• TASK: Out of the lines below, please list those that hold the string "React".

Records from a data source
+++

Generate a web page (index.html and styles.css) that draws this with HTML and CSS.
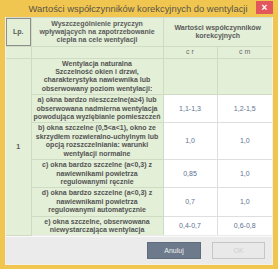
FILE: index.html
```html
<!DOCTYPE html>
<html lang="pl">
<head>
<meta charset="UTF-8">
<title>Wartości współczynników korekcyjnych do wentylacji</title>
<link rel="stylesheet" href="styles.css">
</head>
<body>

<div class="okno">

 <!-- PASEK TYTUŁU -->
 <div class="tytul">
  <span class="tytul-tekst">Wartości współczynników korekcyjnych do wentylacji</span>
  <button class="zamknij">&times;</button>
 </div>

 <div class="panel">

  <!-- TABELA -->
  <table class="tabela">
   <colgroup>
    <col class="k-lp">
    <col class="k-opis">
    <col class="k-war">
    <col class="k-war2">
   </colgroup>
   <tr class="naglowek">
    <th class="lp">Lp.</th>
    <th>Wyszczególnienie przyczyn wpływających na zapotrzebowanie ciepła na cele wentylacji</th>
    <th colspan="2">Wartości współczynników korekcyjnych</th>
   </tr>
   <tr class="naglowek">
    <th></th>
    <th></th>
    <th>c r</th>
    <th>c m</th>
   </tr>
   <tr>
    <td class="nr" rowspan="6">1</td>
    <td class="opis">Wentylacja naturalna<br>Szczelność okien i drzwi, charakterystyka nawiewnika lub obserwowany poziom wentylacji:</td>
    <td class="pusta"></td>
    <td class="pusta"></td>
   </tr>
   <tr>
    <td class="opis">a) okna bardzo nieszczelne(a≥4) lub obserwowana nadmierna wentylacja powodująca wyziębianie pomieszczeń</td>
    <td class="wart">1,1-1,3</td>
    <td class="wart">1,2-1,5</td>
   </tr>
   <tr>
    <td class="opis">b) okna szczelne (0,5&lt;a&lt;1), okno ze skrzydłem rozwieralno-uchylnym lub opcją rozszczelniania: warunki wentylacji normalne</td>
    <td class="wart">1,0</td>
    <td class="wart">1,0</td>
   </tr>
   <tr>
    <td class="opis">c) okna bardzo szczelne (a&lt;0,3) z nawiewnikami powietrza regulowanymi ręcznie</td>
    <td class="wart">0,85</td>
    <td class="wart">1,0</td>
   </tr>
   <tr>
    <td class="opis">d) okna bardzo szczelne (a&lt;0,3) z nawiewnikami powietrza regulowanymi automatycznie</td>
    <td class="wart">0,7</td>
    <td class="wart">1,0</td>
   </tr>
   <tr>
    <td class="opis">e) okna szczelne, obserwowana niewystarczająca wentylacja</td>
    <td class="wart">0,4-0,7</td>
    <td class="wart">0,6-0,8</td>
   </tr>
  </table>

  <!-- PRZYCISKI -->
  <div class="stopka">
   <button class="btn anuluj">Anuluj</button>
   <button class="btn ok" disabled>OK</button>
  </div>

 </div>
</div>

</body>
</html>
```

FILE: styles.css
```css
body{
 margin:0;
 background:#f1c650;
 font-family:"Liberation Sans", Arial, sans-serif;
}

.okno{
 width:278px;
 height:269px;
 display:flex;
 flex-direction:column;
 background:#f1c650;
}

/* PASEK TYTUŁU */
.tytul{
 height:17px;
 display:flex;
 align-items:center;
}
.tytul-tekst{
 flex:1;
 text-align:center;
 padding-left:20px;
 font-size:9.4px;
 color:#5a5548;
}
.zamknij{
 width:17px;
 height:13px;
 margin-right:5px;
 margin-top:-2px;
 padding:0;
 border:none;
 background:#e2575c;
 color:#fff;
 font-size:10px;
 line-height:13px;
 font-family:"Liberation Sans", Arial, sans-serif;
 font-weight:bold;
}

/* PANEL */
.panel{
 margin:0 5px 4px;
 flex:1;
 display:flex;
 flex-direction:column;
 background:#ebebeb;
 border:1px solid #f3f1ea;
 border-top:none;
}

/* TABELA */
.tabela{
 width:266px;
 table-layout:fixed;
 border-collapse:collapse;
 font-size:7px;
 line-height:8.4px;
}
.k-lp{width:25px;}
.k-opis{width:132px;}
.k-war{width:54px;}
.k-war2{width:55px;}

.tabela th,
.tabela td{
 padding:1px 1px;
 border:1px solid #cfdcc3;
 text-align:center;
 vertical-align:middle;
}
.tabela th:first-child,
.tabela td.nr{border-left:none;}
.tabela th:last-child,
.tabela td:last-child{border-right:none;}
.tabela tr:last-child td{border-bottom:none;}

.naglowek th{
 background:#e3efd7;
 color:#5b5b5b;
 font-weight:bold;
}
.naglowek:first-child th{
 border-top:1px solid #d6ddd0;
 padding:1.5px 1px;
}
.naglowek + .naglowek th{
 font-weight:normal;
 color:#6b6b6b;
}
.tabela th.lp{
 box-shadow:inset 0 0 0 1px #8d8d8d;
}

.nr{
 background:#e3efd7;
 color:#5b5b5b;
 font-weight:bold;
}
.opis{
 background:#e3efd7;
 color:#545454;
 font-weight:bold;
}
.pusta{background:#e3efd7;}
.wart{
 background:#fff;
 color:#5c7190;
 border-color:#dedede !important;
}

/* STOPKA */
.stopka{
 flex:1;
 display:flex;
 justify-content:flex-end;
 align-items:flex-start;
 gap:11px;
 padding:5px 7px 0 0;
 border-top:1px solid #fafafa;
}
.btn{
 width:54px;
 height:17px;
 font-size:7px;
 font-family:"Liberation Sans", Arial, sans-serif;
 padding:0;
}
.anuluj{
 background:#6c7a8c;
 border:1px solid #5f6c7d;
 color:#f0f0f0;
}
.ok{
 width:53px;
 background:#e9e9e9;
 border:1px solid #c6c6c6;
 color:#cfcfcf;
}
```
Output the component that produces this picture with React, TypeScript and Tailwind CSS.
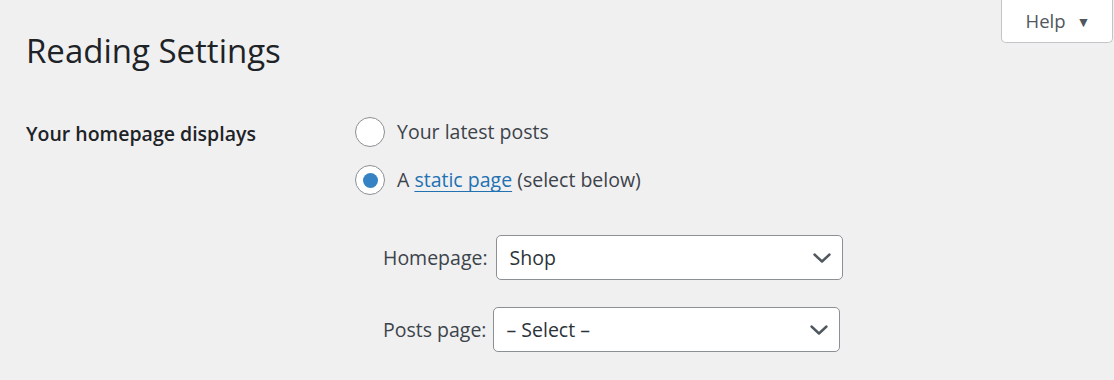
const font = { fontFamily: '"Open Sans", "Noto Sans", Arial, sans-serif' };

function Radio({ checked, children }: { checked?: boolean; children: React.ReactNode }) {
  return (
    <label className="flex items-center gap-[12px] h-[30px]">
      <span className="flex h-[30px] w-[30px] shrink-0 items-center justify-center rounded-full border border-[#8c8f94] bg-white">
        {checked && <span className="h-[15px] w-[15px] rounded-full bg-[#3582c4]" />}
      </span>
      <span className="text-[19.5px] text-[#3c434a]">{children}</span>
    </label>
  );
}

function Chevron() {
  return (
    <svg width="20" height="12" viewBox="0 0 20 12" fill="none">
      <path d="M2.5 2.5 L10 9.5 L17.5 2.5" stroke="#50575e" strokeWidth="2.4" strokeLinecap="round" strokeLinejoin="round" />
    </svg>
  );
}

function SelectRow({ label, value, gap }: { label: string; value: string; gap: string }) {
  return (
    <div className="flex items-center">
      <span className={`text-[19.5px] text-[#3c434a] ${gap}`}>{label}</span>
      <div className="flex h-[45px] w-[347px] items-center justify-between rounded-[5px] border border-[#8c8f94] bg-white pl-[13px] pr-[10px]">
        <span className="text-[19.5px] text-[#2c3338]">{value}</span>
        <Chevron />
      </div>
    </div>
  );
}

export default function App() {
  return (
    <div className="relative h-[380px] w-[1114px] overflow-hidden bg-[#f0f0f1]" style={font}>
      <button className="absolute right-[1px] top-0 flex h-[43px] w-[112px] items-center justify-center gap-[11px] rounded-b-[5px] border border-t-0 border-[#c3c4c7] bg-white pl-[2px] text-[18.5px] text-[#50575e]">
        Help
        <span className="text-[14px]">▼</span>
      </button>

      <h1 className="pl-[26px] pt-[26px] text-[33px] font-normal leading-[50px] text-[#1d2327]">
        Reading Settings
      </h1>

      <div className="mt-[41px] flex pl-[26px]">
        <div className="w-[329px] pt-[2px] text-[19.5px] font-semibold leading-[30px] text-[#1d2327]">
          Your homepage displays
        </div>
        <div className="flex flex-col">
          <div className="flex flex-col gap-[18px]">
            <Radio>Your latest posts</Radio>
            <Radio checked>
              A{" "}
              <a className="text-[#2271b1] underline underline-offset-[4px]" href="#">
                static page
              </a>{" "}
              (select below)
            </Radio>
          </div>
          <div className="mt-[40px] flex flex-col gap-[27px] pl-[28px]">
            <SelectRow label="Homepage:" value="Shop" gap="mr-[8px]" />
            <SelectRow label="Posts page:" value="– Select –" gap="mr-[6px]" />
          </div>
        </div>
      </div>
    </div>
  );
}
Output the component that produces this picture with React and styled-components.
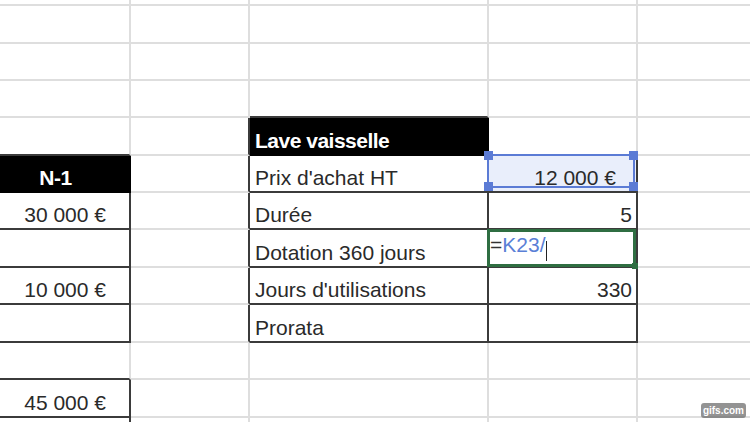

+++

• RESULT FOR THIS EXERCISE:
Output the component that produces this picture with React, TypeScript and Tailwind CSS.
function Radio({ checked, children }: { checked?: boolean; children: React.ReactNode }) {
Output the component that produces this picture with React and styled-components.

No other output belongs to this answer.